Auckland Regional Council chairman Mike Lee says service to rail passengers is taking a back seat to constant organisational restructuring.
Speaking at the opening of the new Grafton Station beneath Khyber Pass Rd on Friday, Mr Lee noted duplication of Auckland's western railway line - due to be completed by June - began six years ago this month when former Prime Minister Helen Clark turned the first sod on.
"I am not sure who is here today who was present on that occasion, but no one would have dreamed the project would still be under way six years later," he said.
"Of course there were major technical challenges that had to be overcome like New Lynn [rail trench] ... but I don't think that is the complete explanation."
Mr Lee said the initial section of rail duplication was begun in April 2004 by his council, before the Auckland Regional Transport Authority was formed eight months later and took over the job.
The following year, the Government rail agency assumed responsibility, before being amalgamated into KiwiRail in 2008.
"I don't know whether the chopping and changing of organisations and policy has anything to do with the snail's pace speed we do things in Auckland rail, but I guess it doesn't help," he told guests at the ceremony, who included Transport Minister Steven Joyce.

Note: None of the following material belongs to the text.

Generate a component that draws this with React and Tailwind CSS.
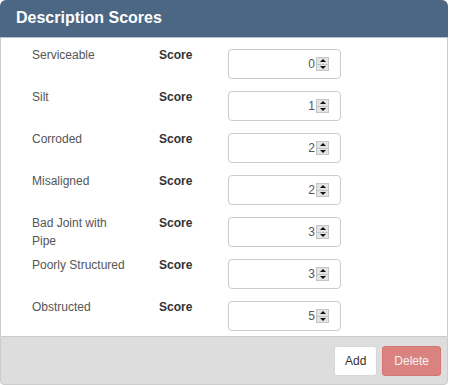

"And this constant making and remaking of organisations will continue with the Super City reforms."
Mr Lee said he would prefer the energy and costs involved with setting up and abolishing rail organisations was put into "a serious refocusing upon what the whole purpose of rail public transport is meant to be about - and that is service to the people of Auckland".
"Over 400 signal and points failures in Auckland last year is not good enough for our travelling public," he said.
He again thanked Mr Joyce for the minister's decision to electrify Auckland's rail network and to buy new trains, but urged the Government not to wait too long before pressing ahead with a central city rail tunnel, which he said had been periodically promised and turned down by legislators since 1924.
Trains began stopping yesterday for the first time at Grafton Station, which has been built in a trench about 200m east of the old Boston Rd Station to attract more passengers as the final part of a $154 million upgrade of the rail network through Newmarket.